Data extract:
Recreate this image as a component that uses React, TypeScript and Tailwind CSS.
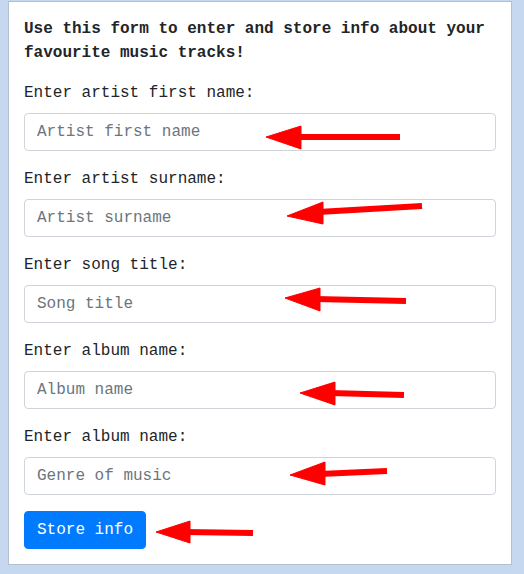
const mono = { fontFamily: '"Liberation Mono", "Courier New", monospace' };

const fields = [
  { label: 'Enter artist first name:', placeholder: 'Artist first name' },
  { label: 'Enter artist surname:', placeholder: 'Artist surname' },
  { label: 'Enter song title:', placeholder: 'Song title' },
  { label: 'Enter album name:', placeholder: 'Album name' },
  { label: 'Enter album name:', placeholder: 'Genre of music' },
];

// hand-drawn red arrows: tip, head back x, head top/bottom y, shaft start/end
const arrows = [
  { tip: [266, 137], back: 301, top: 126, bot: 149, from: [400, 137], to: [296, 137] },
  { tip: [287, 216], back: 323, top: 202, bot: 224, from: [422, 206], to: [318, 212] },
  { tip: [285, 298], back: 320, top: 288, bot: 311, from: [406, 301], to: [315, 299] },
  { tip: [300, 393], back: 335, top: 382, bot: 405, from: [404, 395], to: [330, 393] },
  { tip: [290, 475], back: 325, top: 462, bot: 485, from: [387, 471], to: [320, 474] },
  { tip: [156, 532], back: 190, top: 521, bot: 543, from: [253, 533], to: [185, 532] },
];

function Arrows() {
  return (
    <svg className="pointer-events-none absolute left-0 top-0" width={524} height={574}>
      {arrows.map((a, i) => (
        <g key={i} fill="#ff0000" stroke="#ff0000">
          <line
            x1={a.from[0]}
            y1={a.from[1]}
            x2={a.to[0]}
            y2={a.to[1]}
            strokeWidth={6}
          />
          <polygon points={`${a.tip[0]},${a.tip[1]} ${a.back},${a.top} ${a.back},${a.bot}`} strokeWidth={1} />
        </g>
      ))}
    </svg>
  );
}

export default function App() {
  return (
    <div className="relative min-h-[574px] w-[524px] bg-[#c5d8ef] pl-2 pt-px" style={mono}>
      <div className="w-[504px] border border-[#b3c0d2] bg-white p-[15px] text-[16px] leading-6 text-[#212529]">
        <p className="mb-4 font-bold">
          Use this form to enter and store info about your favourite music tracks!
        </p>
        {fields.map((f, i) => (
          <div key={i} className="mb-4">
            <label className="mb-2 block">{f.label}</label>
            <input
              type="text"
              placeholder={f.placeholder}
              className="block h-[38px] w-full rounded border border-[#ced4da] bg-white px-3 py-1.5 text-[16px] leading-6 text-[#495057] placeholder:text-[#6c757d] focus:outline-none"
              style={mono}
            />
          </div>
        ))}
        <button
          type="button"
          className="block h-[38px] rounded border border-[#007bff] bg-[#007bff] px-3 py-1.5 text-[16px] leading-6 text-white"
          style={mono}
        >
          Store info
        </button>
      </div>
      <Arrows />
    </div>
  );
}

Work instructions:
Exactly how many lines contain "this"? State the number and nothing else.

Completed exercise:
2